▶ OBJECTIVE
Output the material word for word. Leave each picture out.

▶ DATA PROVIDED
********************

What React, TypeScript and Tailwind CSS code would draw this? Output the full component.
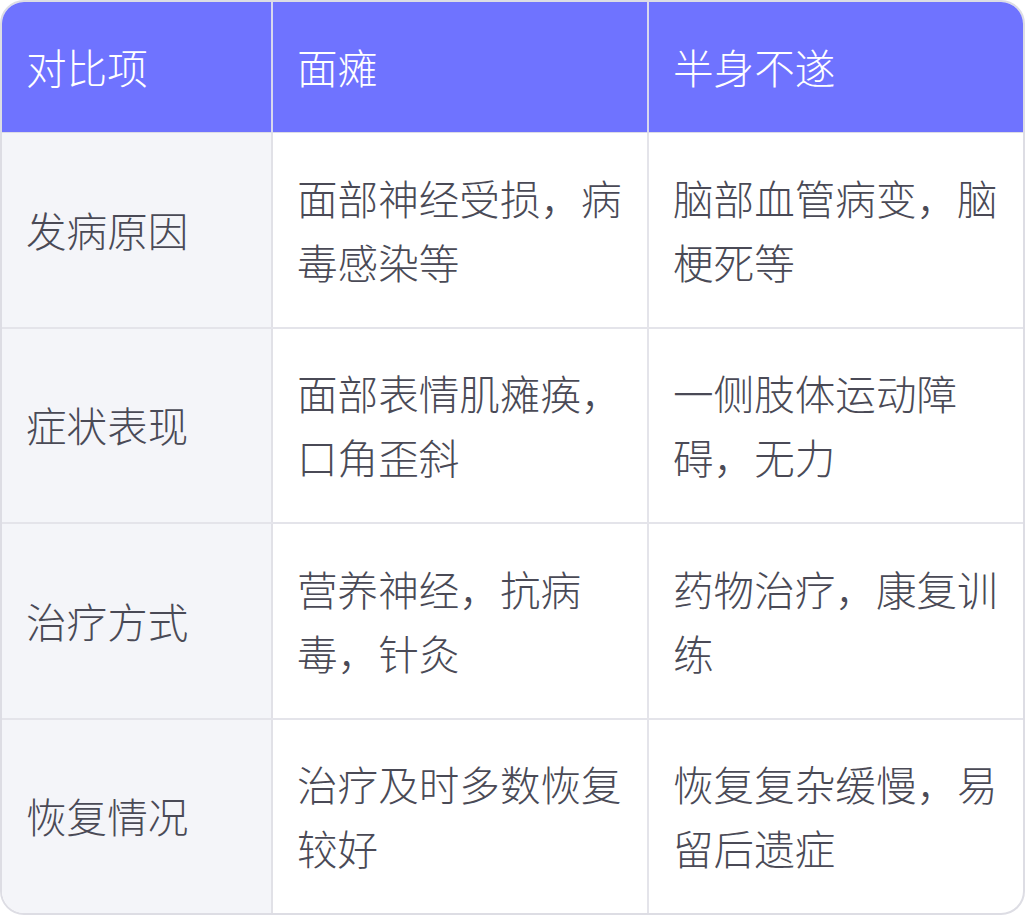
import React from "react";

const rows: [string, string, string][] = [
  ["发病原因", "面部神经受损，病毒感染等", "脑部血管病变，脑梗死等"],
  ["症状表现", "面部表情肌瘫痪，口角歪斜", "一侧肢体运动障碍，无力"],
  ["治疗方式", "营养神经，抗病毒，针灸", "药物治疗，康复训练"],
  ["恢复情况", "治疗及时多数恢复较好", "恢复复杂缓慢，易留后遗症"],
];

export default function App() {
  return (
    <div
      className="w-[1025px] h-[915px] bg-white"
      style={{ fontFamily: '"Noto Sans CJK SC", "Noto Sans", sans-serif' }}
    >
      <div className="w-[1025px] h-[915px] border-2 border-[#dddde4] rounded-[24px] overflow-hidden flex flex-col">
        <div className="grid grid-cols-[271px_376px_1fr] bg-[#6f73ff] text-white text-[40.6px] font-light leading-[64px] border-b border-[#dcdce6]">
          <div className="px-[24px] py-[33px] border-r-2 border-[#d8d8ee]">对比项</div>
          <div className="px-[24px] py-[33px] border-r-2 border-[#d8d8ee]">面瘫</div>
          <div className="px-[24px] py-[33px]">半身不遂</div>
        </div>
        {rows.map((r, i) => (
          <div
            key={i}
            className={`grid grid-cols-[271px_376px_1fr] flex-1 text-[40.6px] font-light leading-[64px] text-[#4a4a56] ${
              i < rows.length - 1 ? "border-b-2 border-[#e4e4ea]" : ""
            }`}
          >
            <div className="bg-[#f4f5f9] pl-[24px] pr-[20px] flex items-center border-r-2 border-[#e1e1e7]">
              {r[0]}
            </div>
            <div className="pl-[24px] pr-[20px] flex items-center border-r-2 border-[#e4e4ea]">
              {r[1]}
            </div>
            <div className="pl-[24px] pr-[20px] flex items-center">{r[2]}</div>
          </div>
        ))}
      </div>
    </div>
  );
}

********************

▶ TASK RESPONSE
What React, TypeScript and Tailwind CSS code would draw this? Output the full component.
import React from "react";

const rows: [string, string, string][] = [
  ["发病原因", "面部神经受损，病毒感染等", "脑部血管病变，脑梗死等"],
  ["症状表现", "面部表情肌瘫痪，口角歪斜", "一侧肢体运动障碍，无力"],
  ["治疗方式", "营养神经，抗病毒，针灸", "药物治疗，康复训练"],
  ["恢复情况", "治疗及时多数恢复较好", "恢复复杂缓慢，易留后遗症"],
];

export default function App() {
  return (
    <div
      className="w-[1025px] h-[915px] bg-white"
      style={{ fontFamily: '"Noto Sans CJK SC", "Noto Sans", sans-serif' }}
    >
      <div className="w-[1025px] h-[915px] border-2 border-[#dddde4] rounded-[24px] overflow-hidden flex flex-col">
        <div className="grid grid-cols-[271px_376px_1fr] bg-[#6f73ff] text-white text-[40.6px] font-light leading-[64px] border-b border-[#dcdce6]">
          <div className="px-[24px] py-[33px] border-r-2 border-[#d8d8ee]">对比项</div>
          <div className="px-[24px] py-[33px] border-r-2 border-[#d8d8ee]">面瘫</div>
          <div className="px-[24px] py-[33px]">半身不遂</div>
        </div>
        {rows.map((r, i) => (
          <div
            key={i}
            className={`grid grid-cols-[271px_376px_1fr] flex-1 text-[40.6px] font-light leading-[64px] text-[#4a4a56] ${
              i < rows.length - 1 ? "border-b-2 border-[#e4e4ea]" : ""
            }`}
          >
            <div className="bg-[#f4f5f9] pl-[24px] pr-[20px] flex items-center border-r-2 border-[#e1e1e7]">
              {r[0]}
            </div>
            <div className="pl-[24px] pr-[20px] flex items-center border-r-2 border-[#e4e4ea]">
              {r[1]}
            </div>
            <div className="pl-[24px] pr-[20px] flex items-center">{r[2]}</div>
          </div>
        ))}
      </div>
    </div>
  );
}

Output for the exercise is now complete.